▶ [Set task]
Using the data beneath, show every line that includes the word "TypeScript".

*** Data in this exercise ***

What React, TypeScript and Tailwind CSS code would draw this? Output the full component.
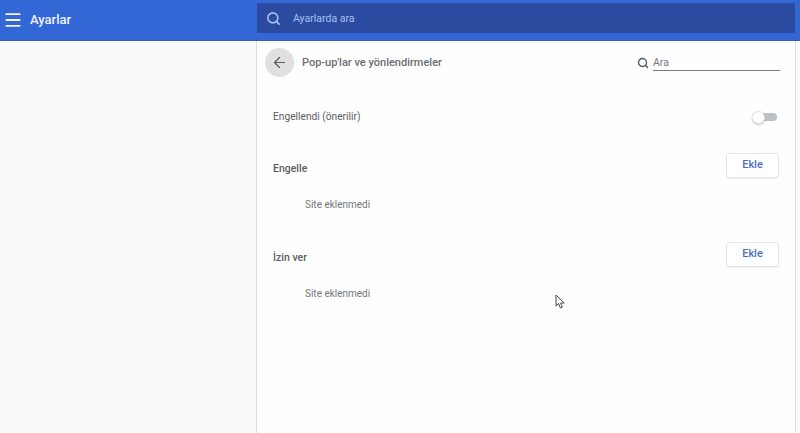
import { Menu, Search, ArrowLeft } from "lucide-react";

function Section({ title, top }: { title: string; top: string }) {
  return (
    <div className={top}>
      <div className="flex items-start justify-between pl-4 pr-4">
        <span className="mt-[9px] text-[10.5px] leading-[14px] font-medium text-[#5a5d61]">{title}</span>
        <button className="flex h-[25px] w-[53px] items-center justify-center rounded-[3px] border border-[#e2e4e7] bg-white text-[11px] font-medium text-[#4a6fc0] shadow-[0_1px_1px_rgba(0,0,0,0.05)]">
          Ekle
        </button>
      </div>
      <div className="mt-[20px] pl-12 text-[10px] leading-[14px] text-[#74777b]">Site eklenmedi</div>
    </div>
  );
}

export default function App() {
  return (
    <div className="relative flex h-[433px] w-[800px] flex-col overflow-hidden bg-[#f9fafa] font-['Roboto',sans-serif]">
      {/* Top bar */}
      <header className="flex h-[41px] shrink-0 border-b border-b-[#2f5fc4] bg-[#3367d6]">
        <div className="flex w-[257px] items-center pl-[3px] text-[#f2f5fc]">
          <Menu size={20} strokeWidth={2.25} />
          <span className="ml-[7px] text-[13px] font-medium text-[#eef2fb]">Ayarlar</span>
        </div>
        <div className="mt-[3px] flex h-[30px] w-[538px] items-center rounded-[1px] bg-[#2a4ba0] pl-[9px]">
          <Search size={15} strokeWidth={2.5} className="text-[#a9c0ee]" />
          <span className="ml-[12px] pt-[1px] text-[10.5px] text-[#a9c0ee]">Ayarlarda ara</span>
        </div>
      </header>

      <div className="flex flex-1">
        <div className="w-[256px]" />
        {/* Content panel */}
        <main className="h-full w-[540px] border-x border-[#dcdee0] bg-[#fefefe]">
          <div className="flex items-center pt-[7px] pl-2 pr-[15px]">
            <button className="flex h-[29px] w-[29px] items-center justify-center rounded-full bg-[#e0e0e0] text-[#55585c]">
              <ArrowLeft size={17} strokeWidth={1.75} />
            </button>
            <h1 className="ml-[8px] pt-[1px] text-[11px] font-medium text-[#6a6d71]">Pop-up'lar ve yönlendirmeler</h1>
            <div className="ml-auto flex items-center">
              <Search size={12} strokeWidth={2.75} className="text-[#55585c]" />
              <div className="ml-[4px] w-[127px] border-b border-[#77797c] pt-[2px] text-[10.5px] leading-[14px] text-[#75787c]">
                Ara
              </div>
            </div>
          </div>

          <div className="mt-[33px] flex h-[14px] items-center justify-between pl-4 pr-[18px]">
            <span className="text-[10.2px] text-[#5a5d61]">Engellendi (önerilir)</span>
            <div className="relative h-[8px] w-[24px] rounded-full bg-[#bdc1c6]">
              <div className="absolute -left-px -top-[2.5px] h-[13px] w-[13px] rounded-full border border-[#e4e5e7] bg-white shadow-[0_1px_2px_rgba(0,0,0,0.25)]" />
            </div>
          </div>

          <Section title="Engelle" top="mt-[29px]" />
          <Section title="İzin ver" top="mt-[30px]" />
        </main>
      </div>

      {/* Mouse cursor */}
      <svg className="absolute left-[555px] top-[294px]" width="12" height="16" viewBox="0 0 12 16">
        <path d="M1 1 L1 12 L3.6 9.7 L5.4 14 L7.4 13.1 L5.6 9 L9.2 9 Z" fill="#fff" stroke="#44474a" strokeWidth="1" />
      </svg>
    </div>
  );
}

***
*** Data in this exercise ***

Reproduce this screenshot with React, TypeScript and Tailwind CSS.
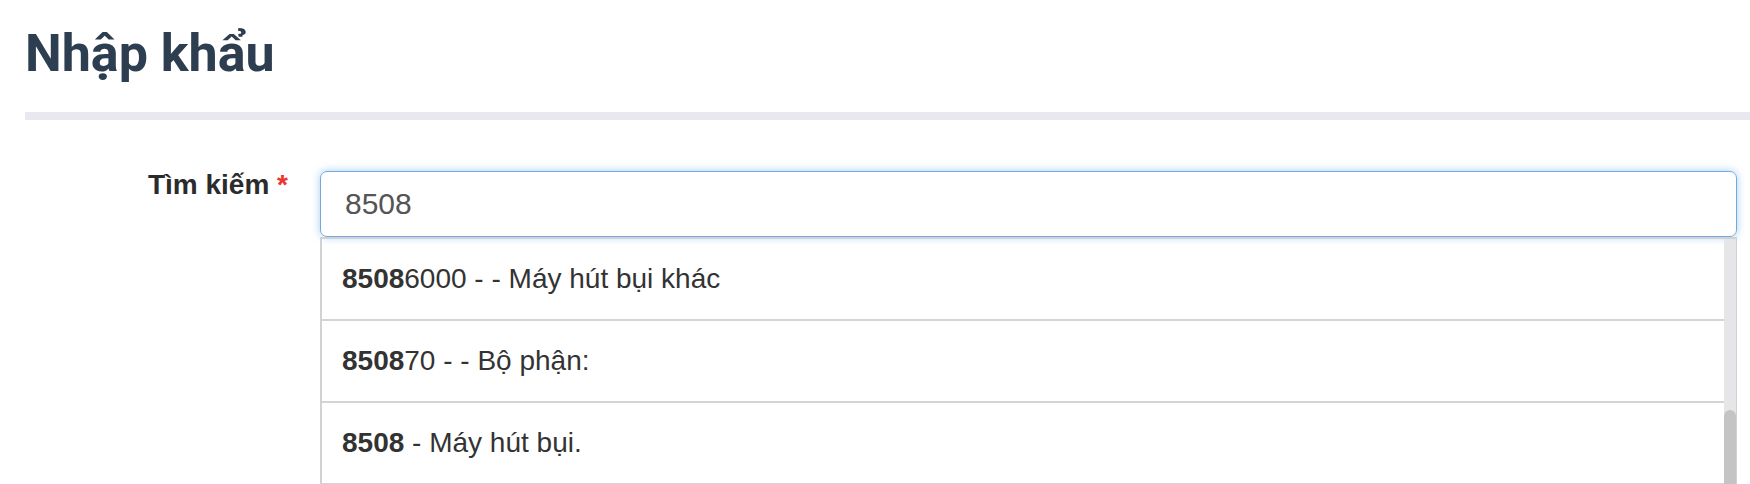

***
*** Data in this exercise ***

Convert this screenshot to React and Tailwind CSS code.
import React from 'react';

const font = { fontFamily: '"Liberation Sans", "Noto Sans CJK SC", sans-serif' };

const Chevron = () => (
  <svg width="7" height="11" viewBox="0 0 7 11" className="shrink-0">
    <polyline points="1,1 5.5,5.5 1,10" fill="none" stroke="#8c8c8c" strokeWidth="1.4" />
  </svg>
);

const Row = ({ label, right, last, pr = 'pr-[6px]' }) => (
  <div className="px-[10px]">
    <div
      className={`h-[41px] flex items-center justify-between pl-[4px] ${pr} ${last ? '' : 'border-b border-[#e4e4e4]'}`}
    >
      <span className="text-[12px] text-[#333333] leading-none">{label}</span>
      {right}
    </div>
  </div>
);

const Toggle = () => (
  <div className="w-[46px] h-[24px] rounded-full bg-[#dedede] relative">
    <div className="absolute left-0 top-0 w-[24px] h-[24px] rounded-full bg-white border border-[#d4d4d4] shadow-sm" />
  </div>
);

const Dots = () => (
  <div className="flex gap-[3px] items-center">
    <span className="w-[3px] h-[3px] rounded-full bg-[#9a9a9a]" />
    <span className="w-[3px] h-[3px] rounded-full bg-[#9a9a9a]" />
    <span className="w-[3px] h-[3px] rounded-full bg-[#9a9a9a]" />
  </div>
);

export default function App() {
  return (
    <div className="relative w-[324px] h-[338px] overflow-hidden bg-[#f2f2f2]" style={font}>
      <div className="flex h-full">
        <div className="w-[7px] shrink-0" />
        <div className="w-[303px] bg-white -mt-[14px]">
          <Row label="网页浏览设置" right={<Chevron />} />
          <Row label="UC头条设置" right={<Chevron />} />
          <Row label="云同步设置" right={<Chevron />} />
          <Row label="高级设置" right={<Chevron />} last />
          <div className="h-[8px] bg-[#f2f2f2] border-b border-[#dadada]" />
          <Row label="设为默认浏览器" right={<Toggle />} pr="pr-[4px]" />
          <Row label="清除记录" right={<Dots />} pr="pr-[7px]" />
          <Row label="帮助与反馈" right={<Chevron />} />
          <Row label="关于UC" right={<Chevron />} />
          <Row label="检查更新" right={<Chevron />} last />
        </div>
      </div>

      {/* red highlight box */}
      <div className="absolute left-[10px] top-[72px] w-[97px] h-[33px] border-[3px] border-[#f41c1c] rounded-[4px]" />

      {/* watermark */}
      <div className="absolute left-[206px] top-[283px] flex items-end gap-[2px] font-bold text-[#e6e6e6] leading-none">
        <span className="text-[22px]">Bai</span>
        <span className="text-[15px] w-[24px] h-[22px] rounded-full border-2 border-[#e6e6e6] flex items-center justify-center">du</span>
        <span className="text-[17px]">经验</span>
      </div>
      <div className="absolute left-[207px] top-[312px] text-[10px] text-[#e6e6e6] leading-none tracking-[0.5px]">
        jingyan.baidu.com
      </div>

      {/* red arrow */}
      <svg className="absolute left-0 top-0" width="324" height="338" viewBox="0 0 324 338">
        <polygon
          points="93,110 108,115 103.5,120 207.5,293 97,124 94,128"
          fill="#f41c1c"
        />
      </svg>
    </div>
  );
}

***

▶ [Exercise result]
What React, TypeScript and Tailwind CSS code would draw this? Output the full component.
Reproduce this screenshot with React, TypeScript and Tailwind CSS.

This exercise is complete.